What is your risk budget?

The COVID-19 pandemic has been going for over one year and pandemic fatigue is wearing on all of us. You may find yourself wondering whether you can see friends or family, or go to a restaurant. How do you decide whether to do some of your favorite activities?

A risk budget can help you make decisions.

Risk of COVID-19 infection and transmission is not all or nothing. Risk is cumulative and time-sensitive. A risk budget is a way to think about the amount of risk you are willing to take on a given day or in a given week. 

To start building your risk budget, first determine your personal risk with the following questions:

  • Are you at increased risk of complications if you catch COVID-19?
  • Do you live with someone who is at increased risk if they catch COVID-19?
  • Are you a front-line worker commonly exposed to many people? 
  • Do you risk infecting many others if you were to catch COVID-19?

If you answered ‘yes’ to any or all of these questions, your risk budget should probably be smaller than other people. By comparison, if you live alone, work remotely, and have no underlying conditions, your risk budget is bigger. People with a bigger risk budget can take more risks, since they are less likely to be infected, infect others, or suffer severe complications. 

Factors to include in your risk budget (People, Place, Time, Space!)

By now, we all know how important it is to practice social distancing, wear masks, and wash our hands. But you might wonder, is it really that unsafe to host an outdoor barbecue, go to your friend’s wedding, or visit family

To answer these questions, you should think about your own personal risk budget and consider how risky the activity might be. Ask yourself these questions related to the people, place, time, and space of the activity:

  • Are the COVID-19 cases in your area increasing or decreasing?
  • Are they people in your household or pod?
  • Will people be masked?
  • How many people will there be? Are they vaccinated?
  • Is the activity indoors or outdoors?
  • How much space will there be between people?

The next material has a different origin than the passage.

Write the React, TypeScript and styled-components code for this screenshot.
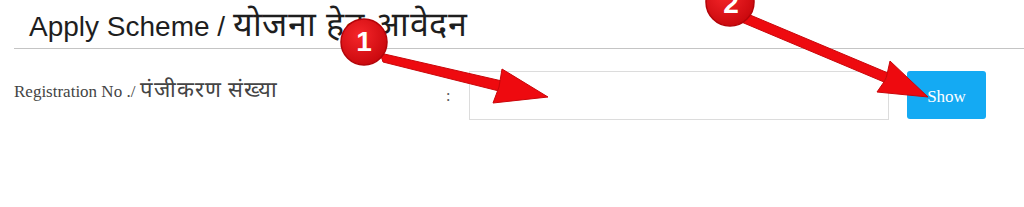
import React from "react";
import styled, { createGlobalStyle } from "styled-components";

const Global = createGlobalStyle`
    body {
        margin: 0;
        background: #fff;
    }
`;

const App = () => {
    const [regNo, setRegNo] = React.useState<string>("");

    return (
        <>
        <Global />
        <Page>
            <Header>
                <Title>Apply Scheme / <Hindi size="34px" spacing="0.5px">योजना हेतु आवेदन</Hindi></Title>
            </Header>
            <FormRow>
                <Label>Registration No ./ <Hindi size="22px" spacing="1px">पंजीकरण संख्या</Hindi></Label>
                <Colon>:</Colon>
                <Input value={regNo} onChange={e => setRegNo(e.target.value)} type="text" />
                <Button>Show</Button>
            </FormRow>
            <Annotations />
        </Page>
        </>
    );
};

// the red numbered arrows drawn over the screenshot
const Annotations = () => (
    <Overlay width="1024" height="207" viewBox="0 0 1024 207">
        <defs>
            <radialGradient id="badge" cx="40%" cy="35%" r="70%">
                <stop offset="0%" stopColor="#f5262a" />
                <stop offset="100%" stopColor="#c8070c" />
            </radialGradient>
        </defs>
        <g fill="#ee0a0f" stroke="#c9060a" strokeWidth="1" strokeLinejoin="round">
            <polygon points="380,53 383,62 499,91 502,81" />
            <polygon points="502,69 548,97 493,103 499,87" />
            <polygon points="743,12 739,21 884,82 888,73" />
            <polygon points="890,61 928,97 877,92 886,79" />
        </g>
        <circle cx="364" cy="42" r="23" fill="url(#badge)" stroke="#b30409" strokeWidth="1.5" />
        <BadgeText x="364" y="51">1</BadgeText>
        <circle cx="730" cy="2" r="24" fill="url(#badge)" stroke="#b30409" strokeWidth="1.5" />
        <BadgeText x="731" y="13">2</BadgeText>
    </Overlay>
);

const Page = styled.div`
    position: relative;
    width: 1024px;
    height: 207px;
    overflow: hidden;
    padding-left: 14px;
    box-sizing: border-box;
`;

const Header = styled.div`
    height: 49px;
    border-bottom: 1px solid #c4c4c4;
    padding-left: 15px;
    box-sizing: border-box;
`;

const Title = styled.h2`
    margin: 0;
    padding-top: 7px;
    font-family: "Liberation Sans", Arial, sans-serif;
    font-weight: 400;
    font-size: 28px;
    line-height: 34px;
    color: #1e1e1e;
    white-space: nowrap;
`;

const Hindi = styled.span<{ size: string; spacing: string }>`
    font-size: ${p => p.size};
    letter-spacing: ${p => p.spacing};
`;

const FormRow = styled.div`
    display: flex;
    align-items: flex-start;
    margin-top: 22px;
`;

const Label = styled.label`
    width: 432px;
    padding-top: 8px;
    font-family: "Liberation Serif", "Times New Roman", serif;
    font-size: 17px;
    line-height: 22px;
    color: #444;
    white-space: nowrap;
`;

const Colon = styled.span`
    width: 23px;
    padding-top: 14px;
    font-family: "Liberation Serif", serif;
    font-size: 16px;
    line-height: 22px;
    color: #555;
`;

const Input = styled.input`
    width: 420px;
    height: 49px;
    box-sizing: border-box;
    border: 1px solid #dcdcdc;
    background: #fff;
    outline: none;
    margin-right: 18px;
    font-size: 16px;
`;

const Button = styled.button`
    width: 79px;
    height: 48px;
    padding-top: 4px;
    border: 0;
    border-radius: 3px;
    background-color: #14aaf3;
    color: #fff;
    font-family: "Liberation Serif", "Times New Roman", serif;
    font-size: 17px;
    cursor: pointer;
`;

const Overlay = styled.svg`
    position: absolute;
    top: 0;
    left: 0;
    pointer-events: none;
`;

const BadgeText = styled.text`
    fill: #fff;
    font-family: "Liberation Sans", Arial, sans-serif;
    font-weight: 700;
    font-size: 28px;
    text-anchor: middle;
`;

export default App;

From here, you can start determining the risk “cost” of the situation and whether you can “afford” it. To estimate the general risk cost of different factors, try out this risk budget tool

Your risk budget is time-dependent

If you went to a wedding this weekend, you probably spent your entire risk budget for the next two weeks. So it is smart to reduce your contacts and definitely avoid spending time with high risk people or other multi-household groups. On the other hand, if you’re mostly doing low-risk things like a weekly trip to the grocery store and seeing a friend or two outdoors, you can continue to do a few of these things each week and still keep your overall risk low.

Ultimately, a risk budget can help you find the right balance of doing the things you enjoy while taking the precautions to keep yourself safe.